■ **Direction**: Can you write out all the lines word for word, with no pictures?

■ **Given material**:
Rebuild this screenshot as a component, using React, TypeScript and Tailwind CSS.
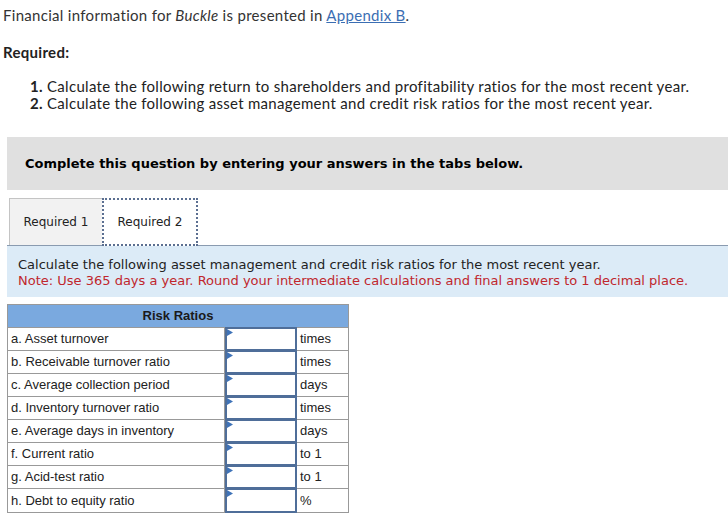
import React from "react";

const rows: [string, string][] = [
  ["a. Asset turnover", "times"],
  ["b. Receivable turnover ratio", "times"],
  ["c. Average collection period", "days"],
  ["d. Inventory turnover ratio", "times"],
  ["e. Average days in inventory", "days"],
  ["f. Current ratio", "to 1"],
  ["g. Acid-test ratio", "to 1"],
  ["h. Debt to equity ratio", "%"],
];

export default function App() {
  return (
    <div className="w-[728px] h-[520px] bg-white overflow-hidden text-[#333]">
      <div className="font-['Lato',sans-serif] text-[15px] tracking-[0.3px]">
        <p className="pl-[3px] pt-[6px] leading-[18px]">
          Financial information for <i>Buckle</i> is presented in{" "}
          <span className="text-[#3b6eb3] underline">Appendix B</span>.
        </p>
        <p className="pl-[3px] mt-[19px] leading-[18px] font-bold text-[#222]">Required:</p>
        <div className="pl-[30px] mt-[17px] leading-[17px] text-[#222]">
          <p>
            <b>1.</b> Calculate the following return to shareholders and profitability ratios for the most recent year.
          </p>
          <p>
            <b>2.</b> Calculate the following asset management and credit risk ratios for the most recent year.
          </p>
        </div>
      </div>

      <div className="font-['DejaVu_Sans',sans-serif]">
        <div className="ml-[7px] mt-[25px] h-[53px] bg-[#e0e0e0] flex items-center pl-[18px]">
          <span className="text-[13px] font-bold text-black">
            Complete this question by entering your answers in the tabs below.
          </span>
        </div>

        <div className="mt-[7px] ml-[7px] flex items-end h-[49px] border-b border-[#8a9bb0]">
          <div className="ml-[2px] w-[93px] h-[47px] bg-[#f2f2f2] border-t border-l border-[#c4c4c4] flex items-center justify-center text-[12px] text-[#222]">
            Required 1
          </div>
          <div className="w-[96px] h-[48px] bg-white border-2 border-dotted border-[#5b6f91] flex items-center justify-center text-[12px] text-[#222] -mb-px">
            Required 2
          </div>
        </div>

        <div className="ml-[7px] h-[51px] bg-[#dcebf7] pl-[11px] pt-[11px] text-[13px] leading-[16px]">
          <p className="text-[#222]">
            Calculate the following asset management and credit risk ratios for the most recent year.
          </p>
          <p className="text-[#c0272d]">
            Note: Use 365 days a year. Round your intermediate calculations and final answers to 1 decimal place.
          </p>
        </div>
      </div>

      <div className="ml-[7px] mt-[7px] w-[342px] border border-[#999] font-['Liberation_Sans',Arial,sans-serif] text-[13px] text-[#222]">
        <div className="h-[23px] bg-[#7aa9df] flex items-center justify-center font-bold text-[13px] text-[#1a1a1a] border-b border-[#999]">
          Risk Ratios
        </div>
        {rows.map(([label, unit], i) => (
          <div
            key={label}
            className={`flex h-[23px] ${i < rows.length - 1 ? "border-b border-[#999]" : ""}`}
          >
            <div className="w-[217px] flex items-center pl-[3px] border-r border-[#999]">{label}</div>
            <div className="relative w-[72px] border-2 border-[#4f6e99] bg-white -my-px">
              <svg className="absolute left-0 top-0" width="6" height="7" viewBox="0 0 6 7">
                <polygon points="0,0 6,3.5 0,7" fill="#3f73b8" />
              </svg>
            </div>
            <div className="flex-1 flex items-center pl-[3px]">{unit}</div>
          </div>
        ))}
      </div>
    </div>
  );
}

■ **Task solution**:
Rebuild this screenshot as a component, using React, TypeScript and Tailwind CSS.
import React from "react";

const rows: [string, string][] = [
  ["a. Asset turnover", "times"],
  ["b. Receivable turnover ratio", "times"],
  ["c. Average collection period", "days"],
  ["d. Inventory turnover ratio", "times"],
  ["e. Average days in inventory", "days"],
  ["f. Current ratio", "to 1"],
  ["g. Acid-test ratio", "to 1"],
  ["h. Debt to equity ratio", "%"],
];

export default function App() {
  return (
    <div className="w-[728px] h-[520px] bg-white overflow-hidden text-[#333]">
      <div className="font-['Lato',sans-serif] text-[15px] tracking-[0.3px]">
        <p className="pl-[3px] pt-[6px] leading-[18px]">
          Financial information for <i>Buckle</i> is presented in{" "}
          <span className="text-[#3b6eb3] underline">Appendix B</span>.
        </p>
        <p className="pl-[3px] mt-[19px] leading-[18px] font-bold text-[#222]">Required:</p>
        <div className="pl-[30px] mt-[17px] leading-[17px] text-[#222]">
          <p>
            <b>1.</b> Calculate the following return to shareholders and profitability ratios for the most recent year.
          </p>
          <p>
            <b>2.</b> Calculate the following asset management and credit risk ratios for the most recent year.
          </p>
        </div>
      </div>

      <div className="font-['DejaVu_Sans',sans-serif]">
        <div className="ml-[7px] mt-[25px] h-[53px] bg-[#e0e0e0] flex items-center pl-[18px]">
          <span className="text-[13px] font-bold text-black">
            Complete this question by entering your answers in the tabs below.
          </span>
        </div>

        <div className="mt-[7px] ml-[7px] flex items-end h-[49px] border-b border-[#8a9bb0]">
          <div className="ml-[2px] w-[93px] h-[47px] bg-[#f2f2f2] border-t border-l border-[#c4c4c4] flex items-center justify-center text-[12px] text-[#222]">
            Required 1
          </div>
          <div className="w-[96px] h-[48px] bg-white border-2 border-dotted border-[#5b6f91] flex items-center justify-center text-[12px] text-[#222] -mb-px">
            Required 2
          </div>
        </div>

        <div className="ml-[7px] h-[51px] bg-[#dcebf7] pl-[11px] pt-[11px] text-[13px] leading-[16px]">
          <p className="text-[#222]">
            Calculate the following asset management and credit risk ratios for the most recent year.
          </p>
          <p className="text-[#c0272d]">
            Note: Use 365 days a year. Round your intermediate calculations and final answers to 1 decimal place.
          </p>
        </div>
      </div>

      <div className="ml-[7px] mt-[7px] w-[342px] border border-[#999] font-['Liberation_Sans',Arial,sans-serif] text-[13px] text-[#222]">
        <div className="h-[23px] bg-[#7aa9df] flex items-center justify-center font-bold text-[13px] text-[#1a1a1a] border-b border-[#999]">
          Risk Ratios
        </div>
        {rows.map(([label, unit], i) => (
          <div
            key={label}
            className={`flex h-[23px] ${i < rows.length - 1 ? "border-b border-[#999]" : ""}`}
          >
            <div className="w-[217px] flex items-center pl-[3px] border-r border-[#999]">{label}</div>
            <div className="relative w-[72px] border-2 border-[#4f6e99] bg-white -my-px">
              <svg className="absolute left-0 top-0" width="6" height="7" viewBox="0 0 6 7">
                <polygon points="0,0 6,3.5 0,7" fill="#3f73b8" />
              </svg>
            </div>
            <div className="flex-1 flex items-center pl-[3px]">{unit}</div>
          </div>
        ))}
      </div>
    </div>
  );
}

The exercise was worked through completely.